Alkyl(amino)- and Alkyl(chloro)phosphanyl-Substituted Cyclopentadienyl Complexes of Titanium and Zirconium

Abstract

Phosphanyl-substituted cyclopentadienes of the type [RnCp−PR(NR1R2/Cl)] (1−22) (R = Alk, Ar; R1, R2 = H, Alk, Ar, SiR3; RnCp = tBuCp, Me4Cp, Ind, Me6Ind, Flu) can be synthesised by reaction of alkyldichlorophosphanes and alkyl(amino)chlorophosphanes with alkali metal cyclopentadienides. The method used is a general one and provides high isolated yields of the target compounds.

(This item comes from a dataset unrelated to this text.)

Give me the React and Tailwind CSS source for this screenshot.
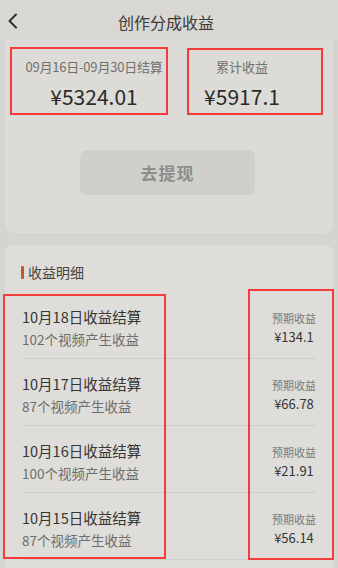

The phosphanylcyclopentadienes can easily be deprotonated by strong bases (e.g. nBuLi, PhCH2K, Ph2CHK) and the potassium salts [RnCp−PR(NR1R2)]K (25−28) are efficiently transmetallated by Me3SnCl. A subsequent reaction with TiCl4(L)2 and ZrCl4(L)2 (L = THF, tetrahydrothiophene, Me3P) affords new half-sandwich complexes [{Me4Cp−PtBu(NEt2)}TiCl3] (36), [{Me4Cp−PtBu(NEt2)}TiCl3] (37) and [{tBuCp−PtBu(NEt2)}TiCl3] (38) in moderate yields. The reaction of [tBuCp−PtBu(Cl)] (6) with TiCl4 in the presence of Et3N at low temperature yields the half-sandwich complex [{tBuCp−PtBu(Cl)}TiCl3] (39) quantitatively; [(Cp−PtBu(Cl)]2CMe2] (11) reacts similarly and gives, dependent on the reagent ratio, either the homobimetallic derivative [{(Cp−PtBu(Cl)2CMe2}{TiCl3}2] (40) (1:2 ratio) or the ansa complex [{(Cp−PtBu(Cl)]2CMe2}TiCl2] (41) (1:1 ratio). The scope of this reaction could not be extended to sterically more demanding cyclopentadienyl derivatives. Treatment of [{tBuCp−PtBu(Cl)}TiCl3] (39) by LiN(H)tBu in the presence of Et3N leads to the formation of the constrained geometry complex [{tBuCp−PtBu(NtBu)}TiCl2] (42) in a high yield. All synthesised compounds were characterised by NMR spectroscopy, mass spectrometry and elemental analyses. The crystal structures of the ligand precursor [Me6Ind−PtBu(NHtBu)] (15) and that of [{Me4Cp−PtBu(NEt2)}TiCl3] (36) have been determined by X-ray diffractometry. The complexes described in this work are active in the MAO-mediated polymerisation of ethylene.